Sales-Qualified Lead (SQL)
This type of lead has expressed their desire to become a customer. While MQLs may demonstrate similar behaviors to SQLs, they are not the same. An MQL has an interest in your marketing and your brand, but that doesn’t mean they’re ready for a sales pitch. SQLs are leads that your marketing team has vetted and are ready for your sales team close.
The Importance Of Qualifying Leads
Qualifying leads based on how they interact with your brand, your digital channels, and your marketing is key to knowing where they are in the marketing funnel and if they’re ready for a hard sales pitch. If you’ve ever pushed a mortgage lender’s marketing call to voice mail because all you did was download a simple brochure about saving, then you’ve seen how things go wrong when you don’t market to leads appropriately.
Consider our opening example. You have the perfect newsletter that hits all the bullet points of what a newsletter should do, but no one opens it or clicks. Your problem isn’t the newsletter. The problem is how you qualified your leads. Did you draw your leads in with an informational download? If we moved this to a real-world equivalent, you drew them from the sidewalk into your shop with free cookies, then jumped immediately to the sale rather than giving them time to browse the store.
Some B2B marketers take this one step further and leverage lead scoring to accurately follow up with leads at the right time in the sales funnel. The more robust your lead scoring and qualification process, the higher your conversion rate and the more website visitors you’ll turn into customers. If you really want to go above and beyond, consider optimizing your lead generation campaign with marketing automation.
Revisiting The Marketing Funnel
We’ve touched on the marketing funnel a few times. Let’s look at it in terms of lead development. Where a new lead fits into the tunnel will depend, in part, on how it became a lead. Information-qualified leads are going to be in the widest part of the marketing and sales funnel. They’ve become aware of your brand and what you have to offer, but they’ve not shown interest in specific products.
Marketing-qualified leads usually sit somewhere between Interest and Desire. Because they’ve responded to specific digital marketing strategies, you know they have an interest in specific products and services. They’ve begun the evaluation process, comparing you to competitors and seeing if you match their needs within their budget.
Sales-qualified leads sit in the Action portion of the funnel. These are prospects who are ready to buy. While IQL and MQL leads will often fall into their spots in the funnel the moment they come onto your lists, you usually have to develop SQLs. That isn’t to say that they don’t happen. A strong SEO and marketing strategy can pull in SQLs right away, but you can’t build your business on that strategy. You must know how to market to your leads to move them down the funnel and into a sale.

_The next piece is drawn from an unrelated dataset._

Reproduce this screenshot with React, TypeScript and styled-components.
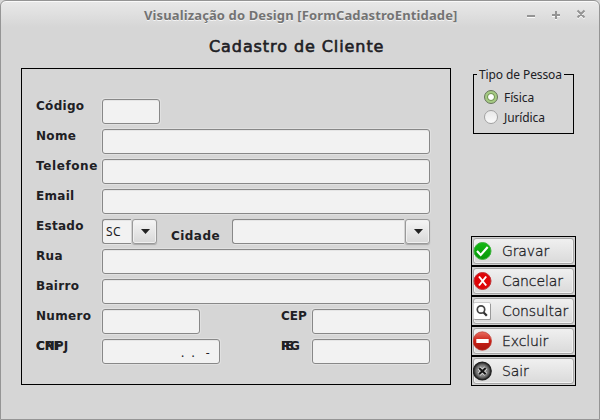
import React from 'react';
import styled, { createGlobalStyle } from 'styled-components';

const GlobalStyle = createGlobalStyle`
  * { box-sizing: border-box; }
  body { margin: 0; background: #d6d6d6; overflow: hidden; }
`;

const Window = styled.div`
  width: 600px;
  height: 420px;
  display: flex;
  flex-direction: column;
  border: 1px solid #959595;
  border-radius: 6px 6px 0 0;
  background: linear-gradient(#e9e9e9 0, #d6d6d6 26px);
  box-shadow: inset 0 1px 0 #fafafa;
  color: #202024;
  font-family: 'Noto Sans', sans-serif;
`;

const TitleBar = styled.header`
  height: 27px;
  display: grid;
  grid-template-columns: 1fr 76px;
  align-items: center;
`;

const WindowTitle = styled.div`
  padding-left: 143px;
  font: bold 13px/20px 'Noto Sans', sans-serif;
  letter-spacing: 0.12px;
  color: #737373;
  text-shadow: 0 1px 0 #f4f4f4;
  white-space: nowrap;
`;

const FormTitle = styled.h1`
  height: 40px;
  margin: 0;
  padding: 9px 0 0 208px;
  font: 400 16px/20px 'DejaVu Sans', sans-serif;
  -webkit-text-stroke: 0.6px #202024;
  letter-spacing: 0.92px;
  white-space: nowrap;
`;

const Content = styled.main`
  display: grid;
  grid-template-columns: 430px 105px;
  column-gap: 20px;
  padding-left: 20px;
`;

const Panel = styled.section`
  height: 317px;
  border: 1px solid #000;
  padding: 30px 0 0 14px;
`;

const Row = styled.div`
  height: 30px;
  display: flex;
  align-items: flex-start;
`;

const Label = styled.label<{ $w: number; $top?: number; $track?: number }>`
  flex: none;
  display: grid;
  width: ${p => p.$w}px;
  margin-top: ${p => p.$top ?? 0}px;
  font: bold 12px/14px 'DejaVu Sans', sans-serif;
  letter-spacing: ${p => p.$track ?? 0.3}px;
  white-space: nowrap;

  > span { grid-area: 1 / 1; }
`;

const Field = styled.div<{ $w: number; $gap?: number }>`
  flex: none;
  width: ${p => p.$w}px;
  height: 25px;
  margin-right: ${p => p.$gap ?? 0}px;
  padding-right: 9px;
  border: 1px solid #888;
  border-radius: 3px;
  background: #f2f2f2;
  box-shadow: 0 0 0 1px #e0e0e0, inset 0 1px 0 #e5e5e5;
  font: 12px/25px 'Noto Sans', sans-serif;
  letter-spacing: 0.4px;
  text-align: right;
  white-space: pre;
`;

const Combo = styled.div<{ $w: number; $gap?: number }>`
  flex: none;
  width: ${p => p.$w}px;
  height: 25px;
  display: grid;
  grid-template-columns: 1fr 25px;
  column-gap: 1px;
  margin-right: ${p => p.$gap ?? 0}px;
`;

const ComboValue = styled.div`
  border: 1px solid #888;
  border-right: 0;
  border-radius: 3px 0 0 3px;
  background: #f2f2f2;
  box-shadow: 0 1px 0 #e3e3e3, inset 0 1px 0 #e5e5e5;
  padding-left: 3px;
  font: 12px/23px 'Noto Sans', sans-serif;
  letter-spacing: 0.3px;
`;

const ComboButton = styled.div`
  display: flex;
  align-items: center;
  justify-content: center;
  padding: 0 0 1px 2px;
  border: 1px solid #999;
  border-radius: 3px;
  background: linear-gradient(#f5f5f5, #d8d8d8);
  box-shadow: 0 1px 1px #aaa, inset 0 0 0 1px #f0f0f0;
`;

const Side = styled.aside`
  display: flex;
  flex-direction: column;
`;

const TypeBox = styled.fieldset`
  width: 101px;
  height: 66px;
  margin: 0 0 102px 2px;
  padding: 6px 0 0 10px;
  border: 1px solid #000;
  font: 12px/15px 'Noto Sans', sans-serif;

  legend {
    margin-left: -7px;
    padding: 0 2px;
    height: 13px;
    line-height: 13px;
    letter-spacing: -0.1px;
    white-space: nowrap;
  }
`;

const Option = styled.div`
  height: 20px;
  display: flex;
  align-items: center;
  gap: 6px;
  letter-spacing: -0.1px;
`;

const Radio = styled.span<{ $on?: boolean }>`
  width: 14px;
  height: 14px;
  border-radius: 50%;
  border: 1px solid ${p => (p.$on ? '#66745a' : '#a2a2a2')};
  background: ${p => (p.$on ? 'radial-gradient(circle, #fff 2.4px, #759756 3.4px, #a6cb84 4.4px)' : 'linear-gradient(#e8e8e8, #fafafa)')};
`;

const Action = styled.button`
  width: 105px;
  height: 30px;
  padding: 1px;
  border: 1px solid #000;
  background: #d0d0d0;
  color: #202024;
`;

const ActionFace = styled.span`
  height: 26px;
  display: flex;
  align-items: center;
  gap: 9px;
  border: 1px solid #a6a6a6;
  border-radius: 3px;
  background: linear-gradient(#f0f0f0, #dadada);
  box-shadow: inset 0 0 0 1px #f1f1f1;
  font: 200 14px/22px 'DejaVu Sans', sans-serif;
  -webkit-text-stroke: 0.3px #202024;
  letter-spacing: -0.12px;
  white-space: nowrap;

  svg { flex: none; margin-left: -1px; }
`;

type IconKind = 'save' | 'cancel' | 'search' | 'delete' | 'exit';

const ActionIcon = ({ kind }: { kind: IconKind }) => (
  <svg width="20" height="20" viewBox="0 0 20 20" fill="none">
    <defs>
      <linearGradient id="green" x2="0" y2="1"><stop stopColor="#14b914" /><stop offset="1" stopColor="#079609" /></linearGradient>
      <linearGradient id="red" x2="0" y2="1"><stop stopColor="#e96d60" /><stop offset=".5" stopColor="#c92117" /><stop offset="1" stopColor="#a91813" /></linearGradient>
      <radialGradient id="dark"><stop stopColor="#bbb" /><stop offset=".65" stopColor="#777" /><stop offset="1" stopColor="#222" /></radialGradient>
    </defs>
    {kind === 'save' && <><circle cx="9.5" cy="10" r="8.5" fill="url(#green)" stroke="#3fb33f" /><path d="m4 10 3.7 4 7-8" stroke="#fff" strokeWidth="2.1" /></>}
    {kind === 'cancel' && <><circle cx="9.5" cy="10" r="8.5" fill="#df0508" stroke="#c03538" /><path d="m6 5.5 7.2 9m0-9-7.2 9" stroke="#fff" strokeWidth="2" /></>}
    {kind === 'search' && <><rect x=".5" y="1.5" width="17" height="17" rx="1.5" fill="#fff" stroke="#ccc" /><path d="M1.5 18.5h16V3" stroke="#999" /><circle cx="8" cy="8.5" r="3.7" stroke="#444" strokeWidth="1.7" /><path d="m10.7 11.5 3.1 3.2" stroke="#333" strokeWidth="2.3" /></>}
    {kind === 'delete' && <><circle cx="9.3" cy="10" r="9.2" fill="url(#red)" stroke="#bd3931" strokeWidth=".7" /><rect x="3.3" y="8" width="12.4" height="4" rx=".5" fill="#fff" /></>}
    {kind === 'exit' && <><circle cx="9.3" cy="10" r="8.9" fill="url(#dark)" stroke="#222" strokeWidth="1.3" /><path d="m6 6.9 6.8 6.4m0-6.4L6 13.3" stroke="#ddd" strokeWidth="3.8" /><path d="m6.1 7 6.6 6.2m0-6.2-6.6 6.2" stroke="#171717" strokeWidth="2.1" /></>}
  </svg>
);

const Arrow = () => <svg width="9" height="5" viewBox="0 0 9 5"><path d="M0 0h9L4.5 5Z" fill="#222" /></svg>;

const WindowControls = () => (
  <svg width="76" height="24" viewBox="0 0 76 24" fill="none">
    <g stroke="#fafafa" strokeWidth="2"><path d="M4 14h8M29 13h8M33 9v8M54.5 8.5l7 7m0-7-7 7" /></g>
    <g stroke="#949494" strokeWidth="2"><path d="M4 13h8M29 12h8M33 8v8M54.5 7.5l7 7m0-7-7 7" /></g>
  </svg>
);

const actions: { kind: IconKind; text: string }[] = [
  { kind: 'save', text: 'Gravar' },
  { kind: 'cancel', text: 'Cancelar' },
  { kind: 'search', text: 'Consultar' },
  { kind: 'delete', text: 'Excluir' },
  { kind: 'exit', text: 'Sair' },
];

export default function App() {
  return (
    <>
      <GlobalStyle />
      <Window>
        <TitleBar>
          <WindowTitle>Visualização do Design [FormCadastroEntidade]</WindowTitle>
          <WindowControls />
        </TitleBar>
        <FormTitle>Cadastro de Cliente</FormTitle>
        <Content>
          <Panel>
            <Row><Label $w={66}>Código</Label><Field $w={58} /></Row>
            {['Nome', 'Telefone', 'Email'].map(text => (
              <Row key={text}><Label $w={66} $track={text === 'Telefone' ? 0.6 : undefined}>{text}</Label><Field $w={328} /></Row>
            ))}
            <Row>
              <Label $w={66}>Estado</Label>
              <Combo $w={55} $gap={14}><ComboValue>SC</ComboValue><ComboButton><Arrow /></ComboButton></Combo>
              <Label $w={61} $top={10} $track={0.45}>Cidade</Label>
              <Combo $w={198}><ComboValue /><ComboButton><Arrow /></ComboButton></Combo>
            </Row>
            {['Rua', 'Bairro'].map(text => (
              <Row key={text}><Label $w={66}>{text}</Label><Field $w={328} /></Row>
            ))}
            <Row>
              <Label $w={66}>Numero</Label><Field $w={98} $gap={81} />
              <Label $w={31} $track={0}>CEP</Label><Field $w={118} />
            </Row>
            <Row>
              <Label $w={66} $track={0}><span>CPF</span><span>CNPJ</span></Label>
              <Field $w={118} $gap={61}>{'.  .   -'}</Field>
              <Label $w={31} $track={-0.2}><span>RG</span><span>IE</span></Label><Field $w={118} />
            </Row>
          </Panel>
          <Side>
            <TypeBox>
              <legend>Tipo de Pessoa</legend>
              <Option><Radio $on />Física</Option>
              <Option><Radio />Jurídica</Option>
            </TypeBox>
            {actions.map(a => (
              <Action key={a.kind}><ActionFace><ActionIcon kind={a.kind} />{a.text}</ActionFace></Action>
            ))}
          </Side>
        </Content>
      </Window>
    </>
  );
}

An Effective Lead Generation Strategy
Now that we’ve covered the basics, let’s look at how to build an effective lead-generation strategy. As you can see from our discussion, it isn’t just about getting a name and phone number or email address. It’s also about determining where they are in the marketing funnel and how to move them down to the Action stage. A good lead generation strategy starts with Acquisition.
How you get your lead is just as important as how you market to them once you have them. Avoid buying leads at all costs. While a purchased list will fill your marketing tunnel, you’re going to be marketing to people who don’t know your company or how you acquired their information. You’ll become spam and find yourself on block lists.
Instead, use your digital marketing channels to draw in leads who will be willing to give you their information. This means utilizing your social media, blogs, video marketing, and even your advertising to bring in new leads. Make sure that each time you engage in a lead acquisition you focus on interests that will both showcase your quality and expertise and help you funnel new leads to products and services later.
Free offers note: While free offers like eBooks, white papers, and brochures can be a good way to get people on your list, they’re not always a good indicator of interest. You should ALWAYS treat leads generated this way as Information-generated leads sitting in the Awareness section of the funnel. When you offer free items, make sure that what you offer is as informative to you as it is to your potential lead. Create informative and useful offers, but make sure that they relate directly to the products and services that you offer.
Once you have the lead and know their place in the marketing funnel, it’s time to move them along. How you market to each lead qualification will differ. The higher up a lead is in the funnel, the more you will need to focus on value, brand awareness, and trust-building. Those in the Awareness and Interest portions should always see content that demonstrates expertise and value, with a call to action to learn more about you and what you offer.
Those in the Desire portion should see how products and services build upon the information and knowledge you have already shared with them but should never see a hard sale push. Their call-to-action will invite them to learn more about products and services, but will still fall within education/storytelling. You’re not selling them a widget. However, you are telling them how your widgets have helped consumers and businesses like them. As you further develop the leads in the Desire portion of the funnel, consider enticing them towards Action with free trials of products or services.
It’s not until they reach the Action portion of the funnel that you will give the sale push. That is when the call to action is to buy a specific product or service. If your leads have come into the Action portion through a free trial, remember, the free trial is not the action. You still need to demonstrate how your product is worth their investment.
The Marketing Funnel Doesn’t Always Move Down
Unlike a real funnel, leads don’t always move down the marketing funnel. Sometimes you might misread customer engagement and qualify them too early. Other times, they show interest, and desire, or indicate action, but change their mind or pull back to re-evaluate. While the sales instinct is to push, consider how they were engaging with your brand or products and consider instead letting them fall back higher in the funnel for a little longer. A sale that comes later is better than a sale that never happens.
An effective lead generation strategy brings in leads who have genuine, specific interest in your brand and services. Consider how you bring in your leads and research their engagement to ensure you qualify them and place them effectively into your marketing funnel. Then develop that relationship with them with targeted calls-to-action that move them towards sales.